- _Given task_
Repeat the listing exactly as given, omitting every image.

☆ ☆ ☆

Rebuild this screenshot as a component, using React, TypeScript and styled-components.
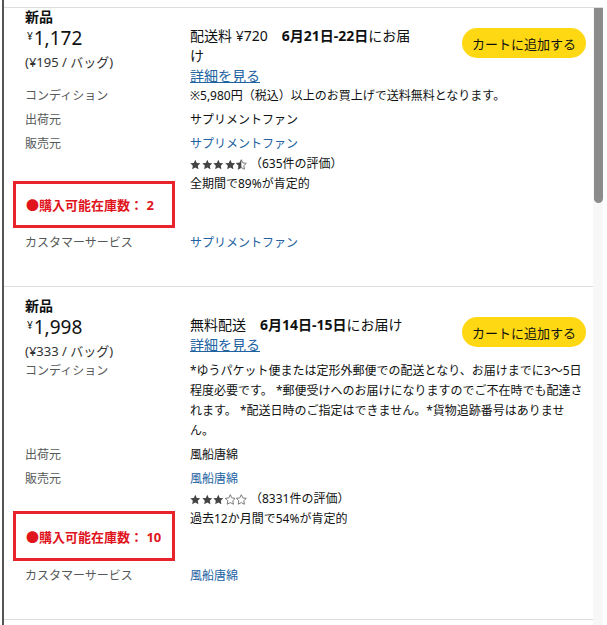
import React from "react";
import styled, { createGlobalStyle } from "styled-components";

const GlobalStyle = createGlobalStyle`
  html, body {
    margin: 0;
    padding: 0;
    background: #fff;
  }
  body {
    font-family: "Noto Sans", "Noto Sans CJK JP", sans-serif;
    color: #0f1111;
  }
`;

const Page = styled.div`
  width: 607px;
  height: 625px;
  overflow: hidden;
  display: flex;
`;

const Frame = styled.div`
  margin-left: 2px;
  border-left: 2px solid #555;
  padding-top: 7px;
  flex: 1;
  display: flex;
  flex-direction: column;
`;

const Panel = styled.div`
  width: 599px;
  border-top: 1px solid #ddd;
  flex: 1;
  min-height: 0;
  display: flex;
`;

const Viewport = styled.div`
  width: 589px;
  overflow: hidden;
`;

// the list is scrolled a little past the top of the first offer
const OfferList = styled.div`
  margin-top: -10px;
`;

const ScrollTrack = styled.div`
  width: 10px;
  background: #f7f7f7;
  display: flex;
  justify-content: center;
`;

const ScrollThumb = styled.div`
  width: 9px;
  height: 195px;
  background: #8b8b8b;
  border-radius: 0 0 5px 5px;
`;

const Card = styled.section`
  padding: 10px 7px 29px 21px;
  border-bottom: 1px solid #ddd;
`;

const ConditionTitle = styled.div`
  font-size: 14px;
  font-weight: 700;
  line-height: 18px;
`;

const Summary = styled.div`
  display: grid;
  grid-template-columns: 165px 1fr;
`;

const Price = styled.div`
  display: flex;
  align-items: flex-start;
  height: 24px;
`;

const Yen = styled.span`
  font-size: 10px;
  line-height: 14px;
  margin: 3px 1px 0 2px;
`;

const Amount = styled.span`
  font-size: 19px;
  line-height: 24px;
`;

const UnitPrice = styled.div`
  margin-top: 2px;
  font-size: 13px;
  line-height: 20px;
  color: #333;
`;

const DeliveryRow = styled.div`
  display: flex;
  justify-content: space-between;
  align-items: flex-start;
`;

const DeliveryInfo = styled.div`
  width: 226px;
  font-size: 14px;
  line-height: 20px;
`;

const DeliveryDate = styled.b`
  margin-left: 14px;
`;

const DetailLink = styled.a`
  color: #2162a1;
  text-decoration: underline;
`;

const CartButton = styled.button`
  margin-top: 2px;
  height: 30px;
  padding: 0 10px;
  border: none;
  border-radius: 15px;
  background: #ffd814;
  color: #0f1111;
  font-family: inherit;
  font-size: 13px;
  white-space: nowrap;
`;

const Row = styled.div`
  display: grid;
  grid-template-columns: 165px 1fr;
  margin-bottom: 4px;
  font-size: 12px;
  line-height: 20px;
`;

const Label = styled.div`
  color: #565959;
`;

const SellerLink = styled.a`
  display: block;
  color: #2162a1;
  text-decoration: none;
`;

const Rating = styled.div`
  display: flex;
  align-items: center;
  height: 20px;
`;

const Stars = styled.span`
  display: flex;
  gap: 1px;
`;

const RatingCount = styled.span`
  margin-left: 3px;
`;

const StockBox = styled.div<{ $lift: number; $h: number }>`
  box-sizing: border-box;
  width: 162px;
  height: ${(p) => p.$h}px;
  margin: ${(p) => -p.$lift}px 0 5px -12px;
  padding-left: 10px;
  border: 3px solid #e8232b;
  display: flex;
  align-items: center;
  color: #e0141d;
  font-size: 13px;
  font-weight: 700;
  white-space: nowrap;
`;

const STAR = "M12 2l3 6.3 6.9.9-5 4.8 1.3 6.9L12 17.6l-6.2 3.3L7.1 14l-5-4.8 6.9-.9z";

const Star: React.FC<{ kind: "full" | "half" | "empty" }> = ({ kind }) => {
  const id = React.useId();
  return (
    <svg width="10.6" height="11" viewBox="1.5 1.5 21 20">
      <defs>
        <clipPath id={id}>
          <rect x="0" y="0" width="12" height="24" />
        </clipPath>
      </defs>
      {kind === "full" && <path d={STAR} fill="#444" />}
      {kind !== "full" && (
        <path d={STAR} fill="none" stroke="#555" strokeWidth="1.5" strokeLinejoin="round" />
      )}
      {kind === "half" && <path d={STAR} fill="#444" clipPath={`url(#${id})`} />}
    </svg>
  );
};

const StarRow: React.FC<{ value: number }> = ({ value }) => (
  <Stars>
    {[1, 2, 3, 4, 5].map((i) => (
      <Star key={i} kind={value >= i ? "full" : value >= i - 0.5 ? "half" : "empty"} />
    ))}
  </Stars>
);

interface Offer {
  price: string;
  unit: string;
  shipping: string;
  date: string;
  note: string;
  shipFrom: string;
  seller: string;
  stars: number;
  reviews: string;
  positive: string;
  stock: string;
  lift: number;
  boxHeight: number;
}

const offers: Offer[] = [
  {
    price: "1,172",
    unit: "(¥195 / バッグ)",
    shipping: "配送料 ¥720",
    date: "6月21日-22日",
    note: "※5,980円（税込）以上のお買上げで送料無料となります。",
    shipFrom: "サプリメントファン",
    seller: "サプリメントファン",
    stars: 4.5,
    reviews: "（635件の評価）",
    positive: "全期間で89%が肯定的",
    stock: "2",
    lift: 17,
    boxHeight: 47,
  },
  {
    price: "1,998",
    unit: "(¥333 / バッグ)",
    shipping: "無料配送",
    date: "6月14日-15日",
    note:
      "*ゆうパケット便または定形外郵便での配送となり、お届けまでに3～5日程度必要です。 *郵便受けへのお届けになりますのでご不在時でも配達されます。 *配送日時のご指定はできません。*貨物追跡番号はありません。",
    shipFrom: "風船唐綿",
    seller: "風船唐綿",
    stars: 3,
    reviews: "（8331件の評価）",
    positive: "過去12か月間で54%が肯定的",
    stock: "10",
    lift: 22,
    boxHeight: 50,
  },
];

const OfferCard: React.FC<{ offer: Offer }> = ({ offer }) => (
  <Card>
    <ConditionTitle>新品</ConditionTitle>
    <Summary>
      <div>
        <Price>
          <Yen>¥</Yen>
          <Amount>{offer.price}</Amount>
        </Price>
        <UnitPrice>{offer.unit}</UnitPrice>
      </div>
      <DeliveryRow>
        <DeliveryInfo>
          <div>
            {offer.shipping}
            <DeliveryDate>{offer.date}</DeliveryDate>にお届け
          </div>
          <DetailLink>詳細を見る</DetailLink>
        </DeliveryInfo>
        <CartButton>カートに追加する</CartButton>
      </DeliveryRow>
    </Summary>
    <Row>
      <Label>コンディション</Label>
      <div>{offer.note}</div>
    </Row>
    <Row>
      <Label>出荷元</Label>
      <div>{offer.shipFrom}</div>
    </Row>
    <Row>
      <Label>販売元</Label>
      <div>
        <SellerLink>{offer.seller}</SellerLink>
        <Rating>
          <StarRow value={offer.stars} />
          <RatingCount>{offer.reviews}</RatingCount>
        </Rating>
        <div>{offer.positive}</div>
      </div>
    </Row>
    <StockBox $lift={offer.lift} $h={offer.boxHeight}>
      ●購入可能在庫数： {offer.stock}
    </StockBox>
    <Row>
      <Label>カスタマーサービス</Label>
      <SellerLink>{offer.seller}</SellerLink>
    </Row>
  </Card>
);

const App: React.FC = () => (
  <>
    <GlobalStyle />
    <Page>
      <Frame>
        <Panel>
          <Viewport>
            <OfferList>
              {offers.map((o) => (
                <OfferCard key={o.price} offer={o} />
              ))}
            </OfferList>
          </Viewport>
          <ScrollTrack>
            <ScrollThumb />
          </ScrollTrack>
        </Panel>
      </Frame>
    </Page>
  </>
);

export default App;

☆ ☆ ☆

- _Exercise answer_
Rebuild this screenshot as a component, using React, TypeScript and styled-components.
import React from "react";
import styled, { createGlobalStyle } from "styled-components";

const GlobalStyle = createGlobalStyle`
  html, body {
    margin: 0;
    padding: 0;
    background: #fff;
  }
  body {
    font-family: "Noto Sans", "Noto Sans CJK JP", sans-serif;
    color: #0f1111;
  }
`;

const Page = styled.div`
  width: 607px;
  height: 625px;
  overflow: hidden;
  display: flex;
`;

const Frame = styled.div`
  margin-left: 2px;
  border-left: 2px solid #555;
  padding-top: 7px;
  flex: 1;
  display: flex;
  flex-direction: column;
`;

const Panel = styled.div`
  width: 599px;
  border-top: 1px solid #ddd;
  flex: 1;
  min-height: 0;
  display: flex;
`;

const Viewport = styled.div`
  width: 589px;
  overflow: hidden;
`;

// the list is scrolled a little past the top of the first offer
const OfferList = styled.div`
  margin-top: -10px;
`;

const ScrollTrack = styled.div`
  width: 10px;
  background: #f7f7f7;
  display: flex;
  justify-content: center;
`;

const ScrollThumb = styled.div`
  width: 9px;
  height: 195px;
  background: #8b8b8b;
  border-radius: 0 0 5px 5px;
`;

const Card = styled.section`
  padding: 10px 7px 29px 21px;
  border-bottom: 1px solid #ddd;
`;

const ConditionTitle = styled.div`
  font-size: 14px;
  font-weight: 700;
  line-height: 18px;
`;

const Summary = styled.div`
  display: grid;
  grid-template-columns: 165px 1fr;
`;

const Price = styled.div`
  display: flex;
  align-items: flex-start;
  height: 24px;
`;

const Yen = styled.span`
  font-size: 10px;
  line-height: 14px;
  margin: 3px 1px 0 2px;
`;

const Amount = styled.span`
  font-size: 19px;
  line-height: 24px;
`;

const UnitPrice = styled.div`
  margin-top: 2px;
  font-size: 13px;
  line-height: 20px;
  color: #333;
`;

const DeliveryRow = styled.div`
  display: flex;
  justify-content: space-between;
  align-items: flex-start;
`;

const DeliveryInfo = styled.div`
  width: 226px;
  font-size: 14px;
  line-height: 20px;
`;

const DeliveryDate = styled.b`
  margin-left: 14px;
`;

const DetailLink = styled.a`
  color: #2162a1;
  text-decoration: underline;
`;

const CartButton = styled.button`
  margin-top: 2px;
  height: 30px;
  padding: 0 10px;
  border: none;
  border-radius: 15px;
  background: #ffd814;
  color: #0f1111;
  font-family: inherit;
  font-size: 13px;
  white-space: nowrap;
`;

const Row = styled.div`
  display: grid;
  grid-template-columns: 165px 1fr;
  margin-bottom: 4px;
  font-size: 12px;
  line-height: 20px;
`;

const Label = styled.div`
  color: #565959;
`;

const SellerLink = styled.a`
  display: block;
  color: #2162a1;
  text-decoration: none;
`;

const Rating = styled.div`
  display: flex;
  align-items: center;
  height: 20px;
`;

const Stars = styled.span`
  display: flex;
  gap: 1px;
`;

const RatingCount = styled.span`
  margin-left: 3px;
`;

const StockBox = styled.div<{ $lift: number; $h: number }>`
  box-sizing: border-box;
  width: 162px;
  height: ${(p) => p.$h}px;
  margin: ${(p) => -p.$lift}px 0 5px -12px;
  padding-left: 10px;
  border: 3px solid #e8232b;
  display: flex;
  align-items: center;
  color: #e0141d;
  font-size: 13px;
  font-weight: 700;
  white-space: nowrap;
`;

const STAR = "M12 2l3 6.3 6.9.9-5 4.8 1.3 6.9L12 17.6l-6.2 3.3L7.1 14l-5-4.8 6.9-.9z";

const Star: React.FC<{ kind: "full" | "half" | "empty" }> = ({ kind }) => {
  const id = React.useId();
  return (
    <svg width="10.6" height="11" viewBox="1.5 1.5 21 20">
      <defs>
        <clipPath id={id}>
          <rect x="0" y="0" width="12" height="24" />
        </clipPath>
      </defs>
      {kind === "full" && <path d={STAR} fill="#444" />}
      {kind !== "full" && (
        <path d={STAR} fill="none" stroke="#555" strokeWidth="1.5" strokeLinejoin="round" />
      )}
      {kind === "half" && <path d={STAR} fill="#444" clipPath={`url(#${id})`} />}
    </svg>
  );
};

const StarRow: React.FC<{ value: number }> = ({ value }) => (
  <Stars>
    {[1, 2, 3, 4, 5].map((i) => (
      <Star key={i} kind={value >= i ? "full" : value >= i - 0.5 ? "half" : "empty"} />
    ))}
  </Stars>
);

interface Offer {
  price: string;
  unit: string;
  shipping: string;
  date: string;
  note: string;
  shipFrom: string;
  seller: string;
  stars: number;
  reviews: string;
  positive: string;
  stock: string;
  lift: number;
  boxHeight: number;
}

const offers: Offer[] = [
  {
    price: "1,172",
    unit: "(¥195 / バッグ)",
    shipping: "配送料 ¥720",
    date: "6月21日-22日",
    note: "※5,980円（税込）以上のお買上げで送料無料となります。",
    shipFrom: "サプリメントファン",
    seller: "サプリメントファン",
    stars: 4.5,
    reviews: "（635件の評価）",
    positive: "全期間で89%が肯定的",
    stock: "2",
    lift: 17,
    boxHeight: 47,
  },
  {
    price: "1,998",
    unit: "(¥333 / バッグ)",
    shipping: "無料配送",
    date: "6月14日-15日",
    note:
      "*ゆうパケット便または定形外郵便での配送となり、お届けまでに3～5日程度必要です。 *郵便受けへのお届けになりますのでご不在時でも配達されます。 *配送日時のご指定はできません。*貨物追跡番号はありません。",
    shipFrom: "風船唐綿",
    seller: "風船唐綿",
    stars: 3,
    reviews: "（8331件の評価）",
    positive: "過去12か月間で54%が肯定的",
    stock: "10",
    lift: 22,
    boxHeight: 50,
  },
];

const OfferCard: React.FC<{ offer: Offer }> = ({ offer }) => (
  <Card>
    <ConditionTitle>新品</ConditionTitle>
    <Summary>
      <div>
        <Price>
          <Yen>¥</Yen>
          <Amount>{offer.price}</Amount>
        </Price>
        <UnitPrice>{offer.unit}</UnitPrice>
      </div>
      <DeliveryRow>
        <DeliveryInfo>
          <div>
            {offer.shipping}
            <DeliveryDate>{offer.date}</DeliveryDate>にお届け
          </div>
          <DetailLink>詳細を見る</DetailLink>
        </DeliveryInfo>
        <CartButton>カートに追加する</CartButton>
      </DeliveryRow>
    </Summary>
    <Row>
      <Label>コンディション</Label>
      <div>{offer.note}</div>
    </Row>
    <Row>
      <Label>出荷元</Label>
      <div>{offer.shipFrom}</div>
    </Row>
    <Row>
      <Label>販売元</Label>
      <div>
        <SellerLink>{offer.seller}</SellerLink>
        <Rating>
          <StarRow value={offer.stars} />
          <RatingCount>{offer.reviews}</RatingCount>
        </Rating>
        <div>{offer.positive}</div>
      </div>
    </Row>
    <StockBox $lift={offer.lift} $h={offer.boxHeight}>
      ●購入可能在庫数： {offer.stock}
    </StockBox>
    <Row>
      <Label>カスタマーサービス</Label>
      <SellerLink>{offer.seller}</SellerLink>
    </Row>
  </Card>
);

const App: React.FC = () => (
  <>
    <GlobalStyle />
    <Page>
      <Frame>
        <Panel>
          <Viewport>
            <OfferList>
              {offers.map((o) => (
                <OfferCard key={o.price} offer={o} />
              ))}
            </OfferList>
          </Viewport>
          <ScrollTrack>
            <ScrollThumb />
          </ScrollTrack>
        </Panel>
      </Frame>
    </Page>
  </>
);

export default App;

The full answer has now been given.